%%
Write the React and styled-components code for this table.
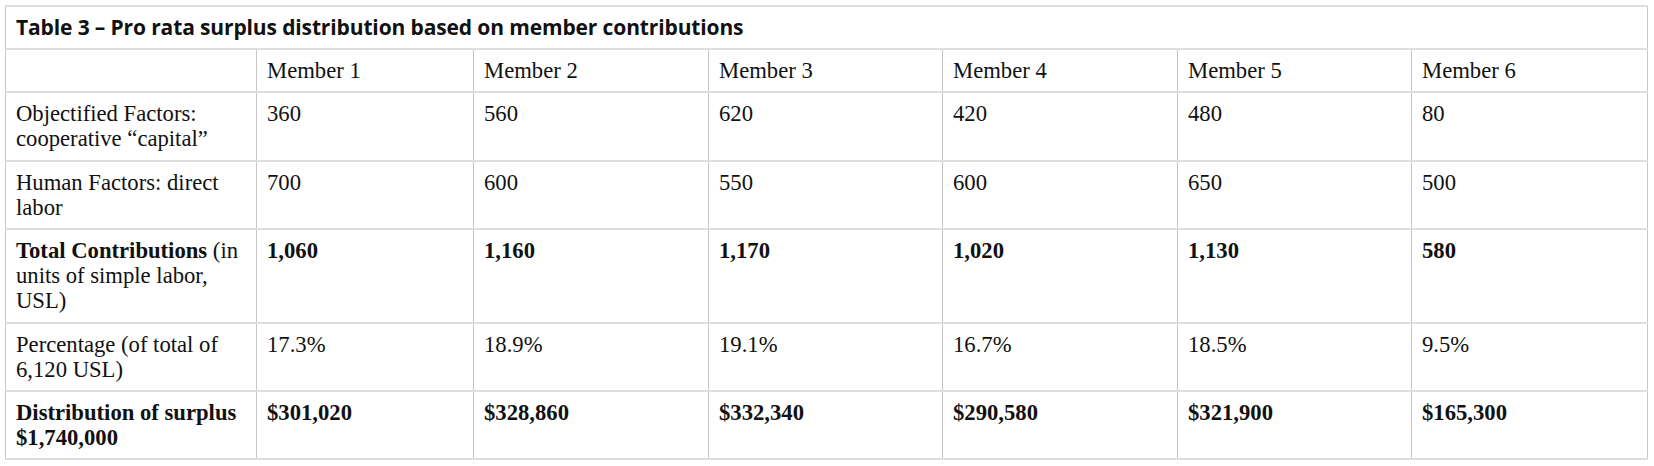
import React from "react";
import styled, { createGlobalStyle } from "styled-components";

const Global = createGlobalStyle`
  html, body { margin: 0; padding: 0; background: #fff; }
  body { font-family: "Liberation Serif", "Times New Roman", serif; color: #111; }
`;

const Page = styled.div`
  padding: 5px 7px 0 5px;
`;

const Table = styled.table`
  width: 1642px;
  border-collapse: collapse;
  table-layout: fixed;
  border-top: 2px solid #dedede;
  border-bottom: 2px solid #dedede;
  border-left: 1px solid #c6c6c6;
  border-right: 1px solid #c6c6c6;
`;

const Row = styled.tr`
  border-top: 2px solid #dedede;
  border-bottom: 2px solid #dedede;
`;

const Caption = styled.th`
  text-align: left;
  font-family: "Open Sans", "Noto Sans", sans-serif;
  font-weight: 700;
  font-size: 21px;
  line-height: 26px;
  padding: 7px 10px 8px 10px;
  color: #111;
  letter-spacing: -0.13px;
  border-left: 1px solid #c6c6c6;
  border-right: 1px solid #c6c6c6;
`;

const Cell = styled.td`
  vertical-align: top;
  text-align: left;
  font-size: 22.67px;
  line-height: 25.2px;
  padding: 8px 10px;
  font-weight: ${(p) => (p.$bold ? 700 : 400)};
  border-left: 1px solid #c6c6c6;
  border-right: 1px solid #c6c6c6;
`;

const Strong = styled.strong`
  font-weight: 700;
`;

const widths = [251, 217, 235, 234, 235, 234, 236];

const rows = [
  {
    label: <>Objectified Factors: cooperative “capital”</>,
    values: ["360", "560", "620", "420", "480", "80"],
  },
  {
    label: <>Human Factors: direct labor</>,
    values: ["700", "600", "550", "600", "650", "500"],
  },
  {
    label: (
      <>
        <Strong>Total Contributions</Strong> (in units of simple labor, USL)
      </>
    ),
    values: ["1,060", "1,160", "1,170", "1,020", "1,130", "580"],
    bold: true,
  },
  {
    label: <>Percentage (of total of 6,120 USL)</>,
    values: ["17.3%", "18.9%", "19.1%", "16.7%", "18.5%", "9.5%"],
  },
  {
    label: (
      <>
        <Strong>Distribution of surplus $1,740,000</Strong>
      </>
    ),
    values: ["$301,020", "$328,860", "$332,340", "$290,580", "$321,900", "$165,300"],
    bold: true,
  },
];

export default function App() {
  return (
    <Page>
      <Global />
      <Table>
        <colgroup>
          {widths.map((w, i) => (
            <col key={i} style={{ width: w }} />
          ))}
        </colgroup>
        <tbody>
          <Row>
            <Caption colSpan={7}>
              Table 3 – Pro rata surplus distribution based on member contributions
            </Caption>
          </Row>
          <Row>
            <Cell />
            {[1, 2, 3, 4, 5, 6].map((n) => (
              <Cell key={n}>Member {n}</Cell>
            ))}
          </Row>
          {rows.map((r, i) => (
            <Row key={i}>
              <Cell>{r.label}</Cell>
              {r.values.map((v, j) => (
                <Cell key={j} $bold={r.bold}>
                  {v}
                </Cell>
              ))}
            </Row>
          ))}
        </tbody>
      </Table>
    </Page>
  );
}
%%
**WORK REQUIRED:** Working from the lines above, reproduce the material exactly and exclude its pictures.

**CORRECT RESPONSE:**
Write the React and styled-components code for this table.
import React from "react";
import styled, { createGlobalStyle } from "styled-components";

const Global = createGlobalStyle`
  html, body { margin: 0; padding: 0; background: #fff; }
  body { font-family: "Liberation Serif", "Times New Roman", serif; color: #111; }
`;

const Page = styled.div`
  padding: 5px 7px 0 5px;
`;

const Table = styled.table`
  width: 1642px;
  border-collapse: collapse;
  table-layout: fixed;
  border-top: 2px solid #dedede;
  border-bottom: 2px solid #dedede;
  border-left: 1px solid #c6c6c6;
  border-right: 1px solid #c6c6c6;
`;

const Row = styled.tr`
  border-top: 2px solid #dedede;
  border-bottom: 2px solid #dedede;
`;

const Caption = styled.th`
  text-align: left;
  font-family: "Open Sans", "Noto Sans", sans-serif;
  font-weight: 700;
  font-size: 21px;
  line-height: 26px;
  padding: 7px 10px 8px 10px;
  color: #111;
  letter-spacing: -0.13px;
  border-left: 1px solid #c6c6c6;
  border-right: 1px solid #c6c6c6;
`;

const Cell = styled.td`
  vertical-align: top;
  text-align: left;
  font-size: 22.67px;
  line-height: 25.2px;
  padding: 8px 10px;
  font-weight: ${(p) => (p.$bold ? 700 : 400)};
  border-left: 1px solid #c6c6c6;
  border-right: 1px solid #c6c6c6;
`;

const Strong = styled.strong`
  font-weight: 700;
`;

const widths = [251, 217, 235, 234, 235, 234, 236];

const rows = [
  {
    label: <>Objectified Factors: cooperative “capital”</>,
    values: ["360", "560", "620", "420", "480", "80"],
  },
  {
    label: <>Human Factors: direct labor</>,
    values: ["700", "600", "550", "600", "650", "500"],
  },
  {
    label: (
      <>
        <Strong>Total Contributions</Strong> (in units of simple labor, USL)
      </>
    ),
    values: ["1,060", "1,160", "1,170", "1,020", "1,130", "580"],
    bold: true,
  },
  {
    label: <>Percentage (of total of 6,120 USL)</>,
    values: ["17.3%", "18.9%", "19.1%", "16.7%", "18.5%", "9.5%"],
  },
  {
    label: (
      <>
        <Strong>Distribution of surplus $1,740,000</Strong>
      </>
    ),
    values: ["$301,020", "$328,860", "$332,340", "$290,580", "$321,900", "$165,300"],
    bold: true,
  },
];

export default function App() {
  return (
    <Page>
      <Global />
      <Table>
        <colgroup>
          {widths.map((w, i) => (
            <col key={i} style={{ width: w }} />
          ))}
        </colgroup>
        <tbody>
          <Row>
            <Caption colSpan={7}>
              Table 3 – Pro rata surplus distribution based on member contributions
            </Caption>
          </Row>
          <Row>
            <Cell />
            {[1, 2, 3, 4, 5, 6].map((n) => (
              <Cell key={n}>Member {n}</Cell>
            ))}
          </Row>
          {rows.map((r, i) => (
            <Row key={i}>
              <Cell>{r.label}</Cell>
              {r.values.map((v, j) => (
                <Cell key={j} $bold={r.bold}>
                  {v}
                </Cell>
              ))}
            </Row>
          ))}
        </tbody>
      </Table>
    </Page>
  );
}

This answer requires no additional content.